The applications from O’Leary’s in-laws, Nadiia and Roman Piatnochko, are among some 4,582 outstanding applications from Ukrainians currently sitting in the database of Immigration, Refugees and Citizenship Canada (IRCC).

Between Feb. 24 — when the war in Ukraine broke out — and March 16, IRCC told Global News they have received 6,720 applications from Ukrainian refugees wishing to enter Canada. According to the data they supplied, less than a third have been processed during that time. Around 1-in-20 applicants have been issued visas.

O’Leary is currently staying with relatives in the small Polish town of Lezajsk, about 100 kilometres from the Ukrainian border. Previously, he and his wife and their 12-year-old son had lived in Lviv for six years.

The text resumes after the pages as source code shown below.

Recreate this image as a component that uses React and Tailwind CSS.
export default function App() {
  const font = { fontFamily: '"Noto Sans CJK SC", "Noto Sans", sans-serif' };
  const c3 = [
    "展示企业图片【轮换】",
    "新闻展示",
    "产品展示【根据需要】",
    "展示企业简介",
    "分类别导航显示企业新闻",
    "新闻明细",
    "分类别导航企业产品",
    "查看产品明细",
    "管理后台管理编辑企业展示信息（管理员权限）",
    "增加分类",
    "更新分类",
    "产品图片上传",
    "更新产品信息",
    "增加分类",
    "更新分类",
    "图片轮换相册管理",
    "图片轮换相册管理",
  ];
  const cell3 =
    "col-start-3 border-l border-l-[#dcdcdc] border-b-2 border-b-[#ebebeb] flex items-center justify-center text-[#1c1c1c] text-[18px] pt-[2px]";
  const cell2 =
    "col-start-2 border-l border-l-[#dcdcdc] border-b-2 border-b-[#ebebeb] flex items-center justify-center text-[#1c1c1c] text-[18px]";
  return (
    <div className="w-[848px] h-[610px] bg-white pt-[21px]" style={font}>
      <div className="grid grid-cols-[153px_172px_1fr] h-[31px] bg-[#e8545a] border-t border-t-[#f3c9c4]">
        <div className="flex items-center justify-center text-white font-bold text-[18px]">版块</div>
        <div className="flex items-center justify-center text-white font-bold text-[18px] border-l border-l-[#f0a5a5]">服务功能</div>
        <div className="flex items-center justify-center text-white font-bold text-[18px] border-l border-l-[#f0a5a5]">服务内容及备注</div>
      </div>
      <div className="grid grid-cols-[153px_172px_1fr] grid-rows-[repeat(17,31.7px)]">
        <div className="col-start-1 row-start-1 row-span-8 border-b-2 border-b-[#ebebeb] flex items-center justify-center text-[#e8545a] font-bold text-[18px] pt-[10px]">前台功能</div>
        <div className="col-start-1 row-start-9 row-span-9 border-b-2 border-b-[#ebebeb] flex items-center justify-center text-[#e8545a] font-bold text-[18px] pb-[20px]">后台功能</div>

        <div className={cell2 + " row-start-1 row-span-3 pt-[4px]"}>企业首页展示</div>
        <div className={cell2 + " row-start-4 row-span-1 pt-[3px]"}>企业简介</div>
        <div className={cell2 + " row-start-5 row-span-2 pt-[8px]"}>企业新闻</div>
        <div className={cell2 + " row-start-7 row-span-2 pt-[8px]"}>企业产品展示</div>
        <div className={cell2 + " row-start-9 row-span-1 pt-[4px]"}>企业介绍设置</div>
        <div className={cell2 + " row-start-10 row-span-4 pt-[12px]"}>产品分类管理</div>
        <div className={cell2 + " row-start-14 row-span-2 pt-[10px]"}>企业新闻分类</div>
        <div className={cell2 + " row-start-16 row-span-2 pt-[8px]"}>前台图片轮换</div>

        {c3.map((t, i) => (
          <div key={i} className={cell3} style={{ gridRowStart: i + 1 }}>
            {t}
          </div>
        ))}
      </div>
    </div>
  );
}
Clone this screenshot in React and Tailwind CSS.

Click to play video: 'Russia-Ukraine conflict: Ottawa will ‘accelerate’ visa applications, extensions for Ukrainians in Canada, Trudeau says'
Russia-Ukraine conflict: Ottawa will ‘accelerate’ visa applications, extensions for Ukrainians in Canada, Trudeau says

When war broke out on Feb. 24, the family collected the Piatnochkos, aged 63 and 57, from their home in Sokal — a small town north of Lviv — before heading straight for Poland. It took them 41 hours to cross the border.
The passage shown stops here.